Essa profissionalização também teve reflexo na “exportação” das jogadoras holandesas para alguns dos principais clubes europeus. Um dos maiores destaques da seleção, Lieke Martens, joga no Barcelona; Miedema joga no Arsenal; Van de Sanden é do Lyon; Groenen joga na Alemanha, no Frankfurt. E assim por diante.

Com a estrutura para treinar desde pequenas e para jogar profissionalmente, a Holanda alavancou o futebol feminino do país e formou um time “cascudo”, que mostrou sua força em 2017 ao ser campeã da Eurocopa em casa, quando poucos apostariam na seleção do país para o título. Mas é preciso pontuar que essas conquistas vieram depois do investimento feito nos últimos 15 anos.

Para se ter uma ideia, há dois anos, a Inglaterra era o país que mais investia no futebol feminino, com cerca de R$ 67,8 milhões por ano. A Holanda era o segundo país que mais investia, com R$19,6 milhões por ano.

Técnica Sarina Wiegman levou Holanda a ser campeã europeia e agora disputará final da Copa (Foto: FIFA / Getty Images)

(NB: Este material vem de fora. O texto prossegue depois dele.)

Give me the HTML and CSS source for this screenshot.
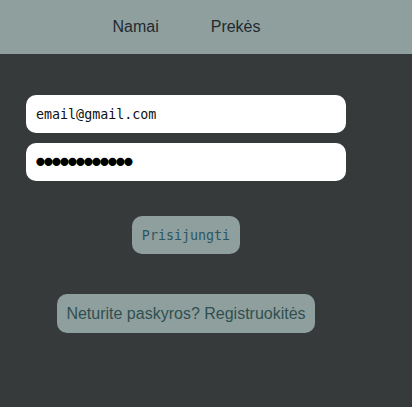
FILE: index.html
```html
<!DOCTYPE html>
<html lang="lt">
<head>
<meta charset="utf-8">
<link rel="stylesheet" href="styles.css">
</head>
<body>
<header class="top">
  <ul class="nav">
    <li><a href="#">Namai</a></li>
    <li><a href="#">Prekės</a></li>
  </ul>
</header>
<main class="login">
  <form class="form">
    <input class="field" type="email" value="email@gmail.com">
    <input class="field field-pass" type="password" value="aaaaaaaaaaaa">
    <div class="actions">
      <button class="btn-login" type="button">Prisijungti</button>
    </div>
    <div class="actions">
      <button class="btn-register" type="button">Neturite paskyros? Registruokitės</button>
    </div>
  </form>
</main>
</body>
</html>
```

FILE: styles.css
```css
html, body {
  margin: 0;
  padding: 0;
  height: 100%;
}
body {
  background: #363a3b;
  font-family: "Liberation Sans", Arial, sans-serif;
}
.top {
  background: #8f9f9e;
  height: 54px;
  display: flex;
  align-items: center;
}
.nav {
  list-style: none;
  margin: 0;
  padding: 0 0 0 1px;
  display: flex;
  gap: 52px;
  width: 100%;
  justify-content: center;
  transform: translateX(-20px);
}
.nav a {
  color: #1f2a30;
  text-decoration: none;
  font-size: 16px;
}
.login {
  padding: 41px 26px 0;
}
.form {
  display: flex;
  flex-direction: column;
  width: 320px;
}
.field {
  box-sizing: border-box;
  width: 320px;
  height: 38px;
  border: none;
  border-radius: 10px;
  background: #fff;
  padding: 0 10px;
  margin: 0 0 10px;
  font-family: "DejaVu Sans Mono", monospace;
  font-size: 13.33px;
  color: #111;
  outline: none;
}
.field-pass {
  font-size: 28px;
  letter-spacing: -8.86px;
  padding-left: 6px;
  color: #000;
}
.actions {
  display: flex;
  justify-content: center;
}
.btn-login {
  margin-top: 25px;
  height: 38px;
  padding: 0 10px;
  border: none;
  border-radius: 10px;
  background: #8f9f9e;
  color: #2d5663;
  font-family: "DejaVu Sans Mono", monospace;
  font-size: 13.33px;
}
.btn-register {
  margin-top: 40px;
  height: 39px;
  padding: 0 9px;
  border: none;
  border-radius: 10px;
  background: #8f9f9e;
  color: #2f4f4f;
  font-family: "Liberation Sans", Arial, sans-serif;
  font-size: 16px;
}
```
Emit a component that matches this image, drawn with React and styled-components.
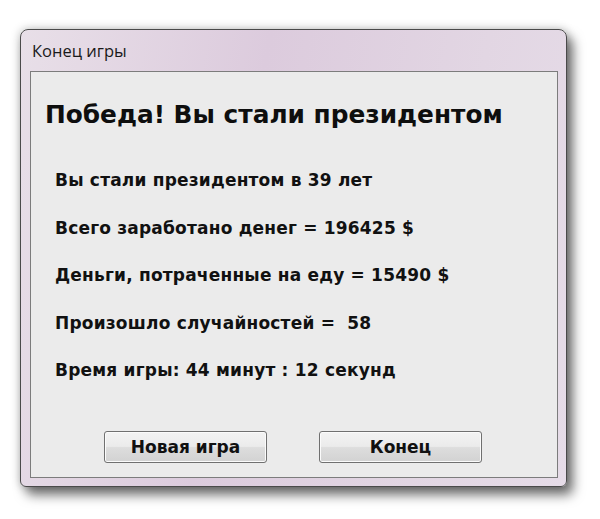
import React from "react";
import styled, { createGlobalStyle } from "styled-components";

const Global = createGlobalStyle`
  body {
    margin: 0;
    background: #ffffff;
    font-family: "Liberation Sans", Arial, sans-serif;
  }
`;

const Page = styled.div`
  width: 600px;
  height: 519px;
  padding: 29px 0 0 20px;
  box-sizing: border-box;
`;

const Window = styled.div`
  width: 547px;
  height: 458px;
  box-sizing: border-box;
  border: 1px solid #4a4a4a;
  border-radius: 8px 8px 6px 6px;
  background: linear-gradient(100deg, #e8dfe8 0%, #dccbdd 40%, #e2d6e3 75%, #e6dce8 100%);
  box-shadow: 6px 8px 12px rgba(0, 0, 0, 0.55), 0 0 10px rgba(0, 0, 0, 0.25);
  display: flex;
  flex-direction: column;
  padding: 0 8px 8px 9px;
`;

const TitleBar = styled.div`
  height: 41px;
  display: flex;
  align-items: center;
  padding-left: 2px;
  padding-bottom: 1px;
  box-sizing: border-box;
  font-family: "Open Sans", "Noto Sans", sans-serif;
  font-size: 16.5px;
  color: #1a1a1a;
`;

const Client = styled.div`
  flex: 1;
  background: #ebebeb;
  border: 1px solid #7c7c7c;
  display: flex;
  flex-direction: column;
  padding: 28px 0 0 14px;
`;

const Heading = styled.h1`
  margin: 0;
  font-family: "DejaVu Sans", sans-serif;
  font-weight: bold;
  font-size: 24.8px;
  line-height: 30px;
  color: #0e0e0e;
`;

const Stats = styled.div`
  display: flex;
  flex-direction: column;
  gap: 27px;
  padding: 40px 0 0 10px;
`;

const Stat = styled.div`
  font-family: "DejaVu Sans", sans-serif;
  font-weight: bold;
  font-size: 17px;
  letter-spacing: 0.2px;
  line-height: 20.5px;
  color: #111;
`;

const Buttons = styled.div`
  margin-top: auto;
  display: flex;
  gap: 52px;
  padding: 0 0 14px 59px;
`;

const Button = styled.button`
  width: 163px;
  height: 32px;
  border: 1px solid #707070;
  border-radius: 3px;
  background: linear-gradient(#f3f3f3 0%, #ebebeb 48%, #dddddd 52%, #d2d2d2 100%);
  box-shadow: inset 0 0 0 1px #fbfbfb;
  font-family: "DejaVu Sans", sans-serif;
  font-weight: bold;
  font-size: 17px;
  color: #111;
  padding: 0;
`;

const stats = [
  "Вы стали президентом в 39 лет",
  "Всего заработано денег = 196425 $",
  "Деньги, потраченные на еду = 15490 $",
  "Произошло случайностей =  58",
  "Время игры: 44 минут : 12 секунд",
];

export default function App() {
  return (
    <Page>
      <Global />
      <Window>
        <TitleBar>Конец игры</TitleBar>
        <Client>
          <Heading>Победа! Вы стали президентом</Heading>
          <Stats>
            {stats.map((s, i) => (
              <Stat key={i}>{s.replace("  ", "\u00a0 ")}</Stat>
            ))}
          </Stats>
          <Buttons>
            <Button>Новая игра</Button>
            <Button>Конец</Button>
          </Buttons>
        </Client>
      </Window>
    </Page>
  );
}
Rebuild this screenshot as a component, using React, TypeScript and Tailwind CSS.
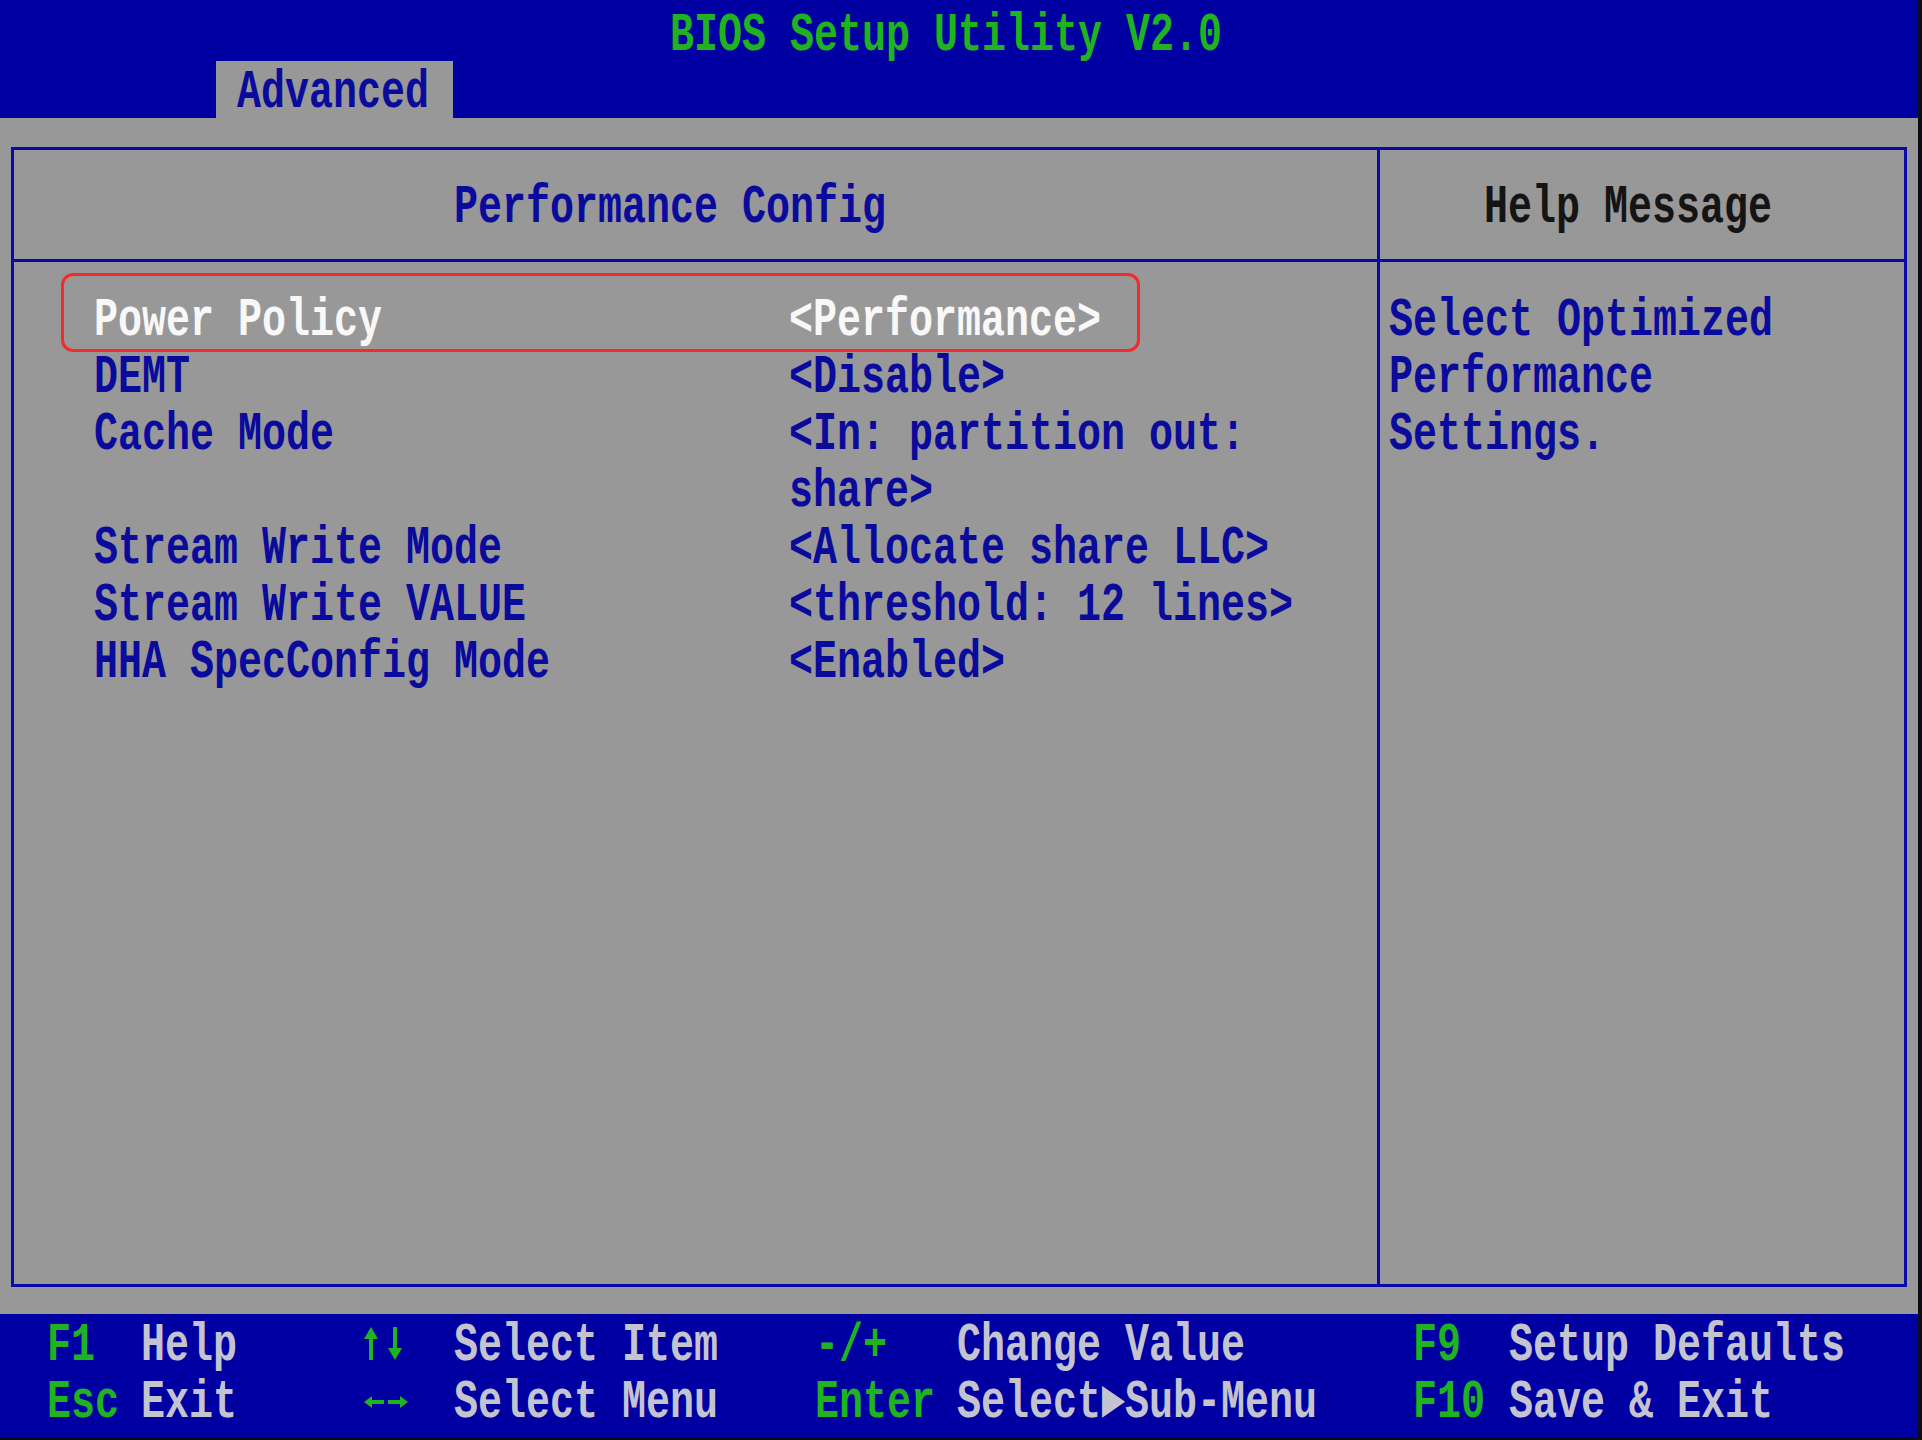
import type React from "react"

// one character cell is 24px wide, one text row 57px tall
const T: React.FC<{ children: React.ReactNode; className?: string }> = ({ children, className = "" }) => (
  <span className={`inline-block whitespace-pre origin-center scale-y-[1.33] translate-y-[4px] ${className}`}>
    {children}
  </span>
)

const UpDown = () => (
  <svg width="48" height="57" viewBox="0 0 48 57" className="block fill-[#1fb41f]">
    <polygon points="9,13 2,25 16,25" />
    <rect x="7" y="24" width="4" height="22" />
    <rect x="31" y="13" width="4" height="22" />
    <polygon points="26,34 40,34 33,46" />
  </svg>
)

const LeftRight = () => (
  <svg width="48" height="57" viewBox="0 0 48 57" className="block fill-[#1fb41f]">
    <polygon points="2,31 10,25 10,37" />
    <rect x="9" y="29" width="13" height="4" />
    <rect x="26" y="29" width="13" height="4" />
    <polygon points="38,25 38,37 46,31" />
  </svg>
)

const rows: { label: string; value: string[]; active?: boolean }[] = [
  { label: "Power Policy", value: ["<Performance>"], active: true },
  { label: "DEMT", value: ["<Disable>"] },
  { label: "Cache Mode", value: ["<In: partition out:", "share>"] },
  { label: "Stream Write Mode", value: ["<Allocate share LLC>"] },
  { label: "Stream Write VALUE", value: ["<threshold: 12 lines>"] },
  { label: "HHA SpecConfig Mode", value: ["<Enabled>"] },
]

const helpLines = ["Select Optimized", "Performance", "Settings."]

const keys: [string, string, React.ReactNode, string, string, string, string, string][] = [
  ["F1", "Help", <UpDown />, "Select Item", "-/+", "Change Value", "F9", "Setup Defaults"],
  ["Esc", "Exit", <LeftRight />, "Select Menu", "Enter", "Select►Sub-Menu", "F10", "Save & Exit"],
]

export default function App() {
  return (
    <div className="w-[1922px] h-[1440px] flex flex-col overflow-hidden border-r-[4px] border-b-[3px] border-[#0c0c14] bg-[#989898] font-['Liberation_Mono','DejaVu_Sans_Mono',monospace] font-bold text-[40px] leading-[57px]">
      {/* title bar */}
      <header className="h-[118px] shrink-0 flex flex-col bg-[#0000a2]">
        <div className="h-[61px] pt-[4px] pl-[670px] flex items-center">
          <T className="text-[#1fb41f]">BIOS Setup Utility V2.0</T>
        </div>
        <div className="h-[57px] pl-[216px] flex">
          <div className="w-[237px] pl-[21px] flex items-center bg-[#989898]">
            <T className="text-[#0a0a9c]">Advanced</T>
          </div>
        </div>
      </header>

      {/* main panel */}
      <main className="flex-1 pt-[29px] pl-[11px] pr-[11px] pb-[27px]">
        <div className="h-full grid grid-cols-[1366px_1fr] border-[3px] border-[#0a0aa8]">
          <section className="flex flex-col border-r-[3px] border-[#0a0aa8]">
            <div className="h-[112px] shrink-0 pl-[440px] flex items-center border-b-[3px] border-[#0a0aa8]">
              <T className="text-[#0a0a9c]">Performance Config</T>
            </div>
            <div className="relative pt-[27px] pl-[80px]">
              <div className="absolute left-[47px] top-[11px] w-[1079px] h-[79px] rounded-[12px] border-[3px] border-[#f52a2a]" />
              {rows.map((row) => (
                <div key={row.label} className="grid grid-cols-[695px_1fr]">
                  <div>
                    <T className={row.active ? "text-[#f8f8f8]" : "text-[#0a0a9c]"}>{row.label}</T>
                  </div>
                  <div className="flex flex-col">
                    {row.value.map((line) => (
                      <div key={line}>
                        <T className={row.active ? "text-[#f8f8f8]" : "text-[#0a0a9c]"}>{line}</T>
                      </div>
                    ))}
                  </div>
                </div>
              ))}
            </div>
          </section>

          <section className="flex flex-col">
            <div className="h-[112px] shrink-0 pl-[104px] flex items-center border-b-[3px] border-[#0a0aa8]">
              <T className="text-[#141414]">Help Message</T>
            </div>
            <div className="pt-[27px] pl-[9px] flex flex-col">
              {helpLines.map((line) => (
                <div key={line}>
                  <T className="text-[#0a0a9c]">{line}</T>
                </div>
              ))}
            </div>
          </section>
        </div>
      </main>

      {/* key legend */}
      <footer className="h-[123px] shrink-0 pl-[47px] bg-[#0000a2]">
        {keys.map((k, r) => (
          <div key={r} className="grid grid-cols-[94px_221px_92px_361px_142px_456px_96px_1fr]">
            {k.map((cell, i) => (
              <div key={i}>
                {typeof cell === "string" ? (
                  <T className={i % 2 === 0 ? "text-[#1fb41f]" : "text-[#c4c4d0]"}>{cell}</T>
                ) : (
                  cell
                )}
              </div>
            ))}
          </div>
        ))}
      </footer>
    </div>
  )
}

Nenhum resultado no futebol pode vir sem que o devido trabalho seja feito antes. Foi assim que a Holanda conseguiu “tirar o atraso” de tantas décadas em que ignorou a presença das mulheres nesse esporte – o primeiro time feminino lá surgiu em 1924, mas foi excluído pela confederação do país, que mantinha o retrógrado pensamento de que o papel da mulher deveria se resumir ao da esposa e dona de casa.

Em 1955, as equipes femininas se juntaram para fazer a primeira liga à despeito do reconhecimento da confederação e foi só em 1971 que o futebol feminino foi reconhecido pela entidade. Foram muitos anos de descaso, não à toa a hoje técnica holandesa, Sarina Wiegman, foi jogar nos Estados Unidos no fim da década de 1980 justamente por não ver qualquer perspectiva para a modalidade em seu país de origem. Hoje, porém, a Holanda virou exemplo. A Euro conquistada em casa atraiu olhares de milhões de torcedores, que passaram a acompanhar a seleção feminina literalmente por onde ela fosse – em todos os estádios da França onde elas jogaram, uma multidão laranja esteve junto para apoiá-las. O futebol passou a ser uma possibilidade para as meninas, graças ao investimento e ao trabalho que agora fizeram da Holanda finalista da Copa do Mundo.

As holandesas sabem muito bem que não são favoritas para o confronto contra os Estados Unidos. Mas elas também têm consciência de que o legado que deixam para as próximas gerações é muito maior do que qualquer troféu que eventualmente possa vir neste domingo.